Factor analysis aims to give insight into the latent variables that are behind people's behavior and the choices that they make. PCA, on the other hand, is all about the most compact representation of a dataset by picking dimensions that capture the most variance. This distinction can be subtle, but one notable difference is that PCA assumes no error of measurement or noise in the data: all of the 'noise' is folded into the variance capturing.

Another important difference is that the number of researcher degrees of freedom, or choices one has to make, is much greater than that of PCA. Not only does one have to choose the number of factors to extract (there are ~10 theoretical criteria which rarely converge), but then decide on the method of extraction (there are ~7), as well as the type of rotation (there are also 7), as well as whether to use a variance or covariance matrix, and so on.

More technically, running a factor analysis is the mathematical equivalent of asking a statistically savvy oracle the following: "Suppose there are N latent variables that are influencing people's choices –tell me how much each variable influence the responses for each item that I see, assuming that there is measurement error on everything". Often times, the 'behavior' or responses that are being analyzed comes in the form of how people answer questions on surveys.


Mathematically speaking, for person i, item j and behavior Yij, Factor analysis seeks to determine the following:

Yij = Wj1 * Fi1 + Wj2 * Fi2 + … + Uij

Where W's are the factor weights or loadings, F's are the factors, and U is the measurement error / the variance that can't be accounted for by the other terms in the equation.
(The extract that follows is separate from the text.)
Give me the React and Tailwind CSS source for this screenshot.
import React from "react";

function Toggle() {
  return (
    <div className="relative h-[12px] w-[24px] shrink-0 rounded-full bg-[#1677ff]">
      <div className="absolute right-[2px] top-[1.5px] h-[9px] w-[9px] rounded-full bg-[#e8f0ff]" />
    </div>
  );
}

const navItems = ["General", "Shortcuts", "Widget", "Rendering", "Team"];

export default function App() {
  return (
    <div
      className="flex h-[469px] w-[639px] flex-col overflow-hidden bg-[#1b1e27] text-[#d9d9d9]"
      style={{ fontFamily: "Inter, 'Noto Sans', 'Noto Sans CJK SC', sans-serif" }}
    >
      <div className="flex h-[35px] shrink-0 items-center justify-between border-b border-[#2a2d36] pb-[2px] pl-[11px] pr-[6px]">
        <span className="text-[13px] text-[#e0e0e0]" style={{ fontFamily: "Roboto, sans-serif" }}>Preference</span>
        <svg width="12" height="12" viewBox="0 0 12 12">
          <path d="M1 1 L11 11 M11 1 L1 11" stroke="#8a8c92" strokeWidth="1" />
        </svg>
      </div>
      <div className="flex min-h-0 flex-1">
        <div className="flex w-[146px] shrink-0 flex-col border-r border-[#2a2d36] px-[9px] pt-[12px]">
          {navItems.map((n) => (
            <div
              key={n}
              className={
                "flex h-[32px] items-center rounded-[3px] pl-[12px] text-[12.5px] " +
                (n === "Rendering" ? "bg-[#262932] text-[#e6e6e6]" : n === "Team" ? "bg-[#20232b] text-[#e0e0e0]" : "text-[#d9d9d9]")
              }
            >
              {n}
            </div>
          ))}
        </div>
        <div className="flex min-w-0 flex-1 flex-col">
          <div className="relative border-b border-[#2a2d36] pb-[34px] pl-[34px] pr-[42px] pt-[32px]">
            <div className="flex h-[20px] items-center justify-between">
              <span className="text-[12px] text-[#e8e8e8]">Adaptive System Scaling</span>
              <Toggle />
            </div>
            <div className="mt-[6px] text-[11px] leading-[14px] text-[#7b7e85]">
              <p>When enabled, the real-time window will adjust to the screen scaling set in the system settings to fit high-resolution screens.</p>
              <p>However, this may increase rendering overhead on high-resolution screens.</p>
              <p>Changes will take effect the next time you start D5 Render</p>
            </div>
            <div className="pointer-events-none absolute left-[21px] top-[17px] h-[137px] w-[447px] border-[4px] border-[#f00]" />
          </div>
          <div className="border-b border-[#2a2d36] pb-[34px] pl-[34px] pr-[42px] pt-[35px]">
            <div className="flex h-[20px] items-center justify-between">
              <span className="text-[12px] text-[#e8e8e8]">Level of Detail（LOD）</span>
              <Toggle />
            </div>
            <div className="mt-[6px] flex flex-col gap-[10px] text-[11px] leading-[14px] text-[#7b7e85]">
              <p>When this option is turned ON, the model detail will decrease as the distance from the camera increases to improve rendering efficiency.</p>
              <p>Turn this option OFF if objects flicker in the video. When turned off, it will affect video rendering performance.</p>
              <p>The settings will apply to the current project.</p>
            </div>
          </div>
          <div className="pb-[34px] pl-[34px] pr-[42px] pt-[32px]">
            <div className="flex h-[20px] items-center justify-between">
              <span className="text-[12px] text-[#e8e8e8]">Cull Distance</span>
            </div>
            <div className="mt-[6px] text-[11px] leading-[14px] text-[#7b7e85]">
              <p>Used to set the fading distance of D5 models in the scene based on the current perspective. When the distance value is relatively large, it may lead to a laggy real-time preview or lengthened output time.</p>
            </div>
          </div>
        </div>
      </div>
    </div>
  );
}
The insight of the people who created factor analysis was that this equation is actually a matrix reduction problem.

Types of Factor Analysis

Both exploratory factor analysis (EFA) and confirmatory factor analysis (CFA) are employed to understand shared variance of measured variables that is believed to be attributable to a factor or latent construct. The goal of EFA is to identify factors based on data and to maximize the amount of variance explained. The researcher is not required to have any specific hypotheses about how many factors will emerge, and what items or variables these factors will comprise. If these hypotheses exist, they are not incorporated into and do not affect the results of the statistical analyses.
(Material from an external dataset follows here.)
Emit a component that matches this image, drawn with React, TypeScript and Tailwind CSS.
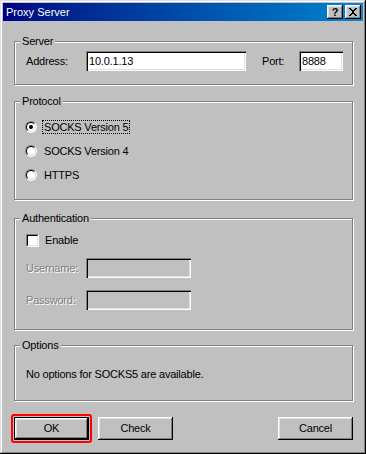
import type { ReactNode } from 'react';

const bevel =
  'shadow-[inset_-1px_-1px_0_#000,inset_1px_1px_0_#fff,inset_-2px_-2px_0_#808080,inset_2px_2px_0_#dfdfdf]';
const sunken =
  'shadow-[inset_1px_1px_0_#808080,inset_2px_2px_0_#000,inset_-1px_-1px_0_#fff,inset_-2px_-2px_0_#dfdfdf]';
const disabledText = 'text-[#808080] [text-shadow:1px_1px_0_#fff]';

function Group({ label, className, children }: { label: string; className: string; children: ReactNode }) {
  return (
    <div className={`border border-[#808080] shadow-[1px_1px_0_#fff,inset_1px_1px_0_#fff] ${className}`}>
      <div className="-mt-[7px] ml-[5px] w-fit bg-[#c0c0c0] px-[2px] leading-[13px]">{label}</div>
      {children}
    </div>
  );
}

function Radio({ label, checked, focused }: { label: string; checked?: boolean; focused?: boolean }) {
  return (
    <div className="flex h-[24px] items-center pl-[10px]">
      <span className="size-[12px] rounded-full border border-t-[#808080] border-l-[#808080] border-b-white border-r-white">
        <span className="flex size-full items-center justify-center rounded-full border border-t-black border-l-black border-b-[#dfdfdf] border-r-[#dfdfdf] bg-white">
          {checked && <span className="size-[4px] rounded-full bg-black" />}
        </span>
      </span>
      <span
        className={`ml-[5px] border px-[1px] leading-[12px] ${focused ? 'border-dotted border-black' : 'border-transparent'}`}
      >
        {label}
      </span>
    </div>
  );
}

function Field({ value, width, disabled }: { value?: string; width: string; disabled?: boolean }) {
  return (
    <div className={`h-[20px] ${width} ${sunken} ${disabled ? 'bg-[#c0c0c0]' : 'bg-white'} pl-[3px] leading-[20px]`}>
      {value}
    </div>
  );
}

function Button({ label, isDefault }: { label: string; isDefault?: boolean }) {
  return (
    <div
      className={`flex h-[23px] w-[75px] items-center justify-center ${
        isDefault ? 'relative border border-black' : ''
      }`}
    >
      <div className={`flex size-full items-center justify-center ${bevel}`}>{label}</div>
      {isDefault && (
        <div className="absolute -top-[4px] -left-[4px] -right-[4px] -bottom-[4px] rounded-[3px] border-2 border-[#ff0000]" />
      )}
    </div>
  );
}

export default function App() {
  return (
    <div className="flex h-[454px] w-[366px] flex-col bg-[#c0c0c0] p-[3px] font-['Liberation_Sans',Arial,sans-serif] text-[11px] text-black shadow-[inset_-1px_-1px_0_#000,inset_1px_1px_0_#dfdfdf,inset_-2px_-2px_0_#808080,inset_2px_2px_0_#fff]">
      <div className="flex h-[18px] items-center bg-linear-to-r from-[#000080] to-[#1084d0] pl-[3px] pr-[2px]">
        <span className="flex-1 text-white">Proxy Server</span>
        <div className="flex gap-[2px]">
          <div className={`flex h-[14px] w-[16px] items-center justify-center bg-[#c0c0c0] text-[11px] font-bold leading-none ${bevel}`}>
            ?
          </div>
          <div className={`flex h-[14px] w-[16px] items-center justify-center bg-[#c0c0c0] ${bevel}`}>
            <svg width="16" height="14" viewBox="0 0 16 14" shapeRendering="crispEdges">
              <path d="M4 3h2v1h1v1h2V4h1V3h2v1h-1v1h-1v1h-1v2h1v1h1v1h1v1h-2v-1h-1V9H7v1H6v1H4v-1h1V9h1V8h1V6H6V5H5V4H4z" fill="#000" />
            </svg>
          </div>
        </div>
      </div>

      <div className="flex flex-1 flex-col pl-[11px] pr-[10px] tracking-[-0.2px]">
        <Group label="Server" className="mt-[20px] pb-[13px]">
          <div className="mt-[3px] flex items-center pl-[11px]">
            <span className="w-[60px]">Address:</span>
            <Field value="10.0.1.13" width="w-[160px]" />
            <span className="ml-[16px] w-[37px]">Port:</span>
            <Field value="8888" width="w-[44px]" />
          </div>
        </Group>

        <Group label="Protocol" className="mt-[16px] pb-[12px]">
          <div className="mt-[7px]">
            <Radio label="SOCKS Version 5" checked focused />
            <Radio label="SOCKS Version 4" />
            <Radio label="HTTPS" />
          </div>
        </Group>

        <Group label="Authentication" className="mt-[18px] pb-[19px]">
          <div className="mt-[7px] flex h-[16px] items-center pl-[11px]">
            <span className="size-[13px] border border-t-[#808080] border-l-[#808080] border-b-white border-r-white">
              <span className="block size-full border border-t-black border-l-black border-b-[#dfdfdf] border-r-[#dfdfdf] bg-white" />
            </span>
            <span className="ml-[6px]">Enable</span>
          </div>
          <div className="mt-[10px] flex items-center pl-[11px]">
            <span className={`w-[60px] ${disabledText}`}>Username:</span>
            <Field width="w-[105px]" disabled />
          </div>
          <div className="mt-[12px] flex items-center pl-[11px]">
            <span className={`w-[60px] ${disabledText}`}>Password:</span>
            <Field width="w-[105px]" disabled />
          </div>
        </Group>

        <Group label="Options" className="mt-[15px] pb-[18px]">
          <div className="mt-[14px] h-[16px] pl-[11px] leading-[16px]">No options for SOCKS5 are available.</div>
        </Group>

        <div className="mt-[16px] flex">
          <Button label="OK" isDefault />
          <div className="ml-[9px]">
            <Button label="Check" />
          </div>
          <div className="ml-auto">
            <Button label="Cancel" />
          </div>
        </div>
      </div>
    </div>
  );
}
By contrast, CFA evaluates a priori hypotheses and is largely driven by theory. CFA analyses require the researcher to hypothesize, in advance, the number of factors, whether or not these factors are correlated, and which items/measures load onto and reflect which factors. As such, in contrast to exploratory factor analysis, where all loadings are free to vary, CFA allows for the explicit constraint of certain loadings to be zero.
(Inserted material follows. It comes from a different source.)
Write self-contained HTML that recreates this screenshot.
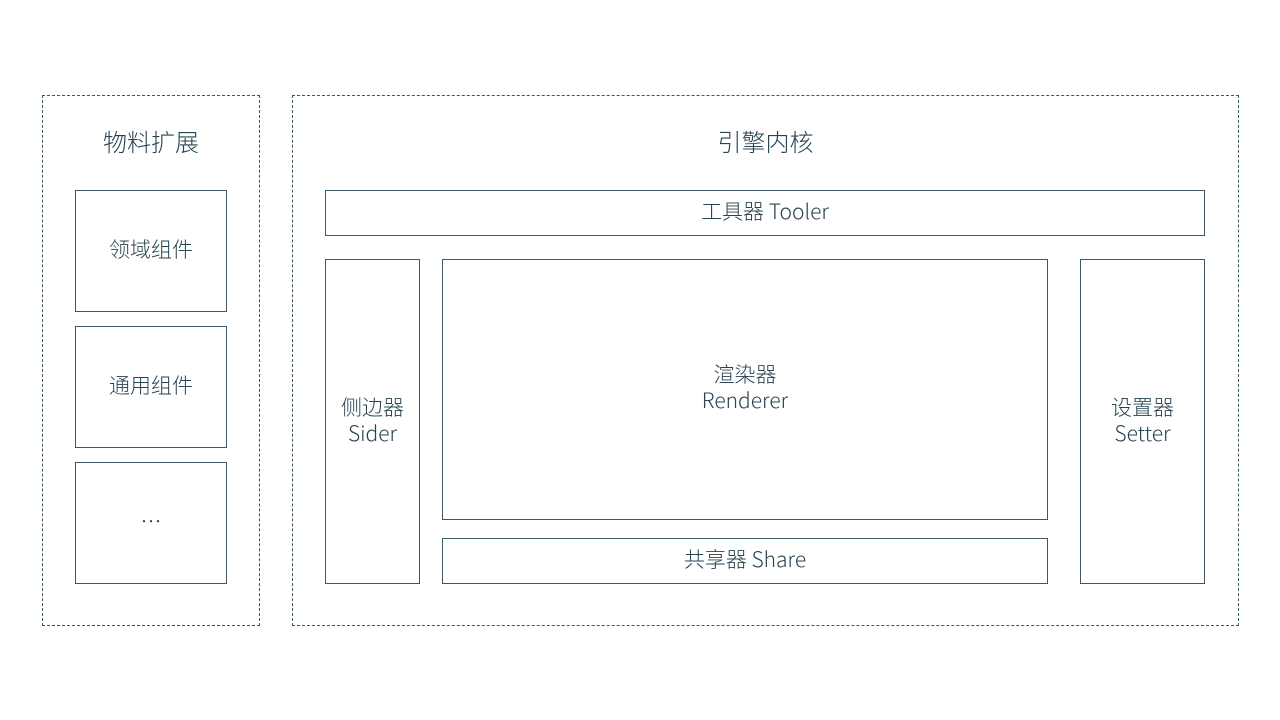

Checking all the possible correlations of a variable with the others in the set, you can discover that you may have two types of variance:

Unique variance: Some variance is unique to the variable under examination. It cannot be associated to what happens to any other variable.

Shared variance: Some variance is shared with one or more other variables, creating redundancy in the data. Redundancy implies that you can find the same information, with slightly different values, in various features and across many observations.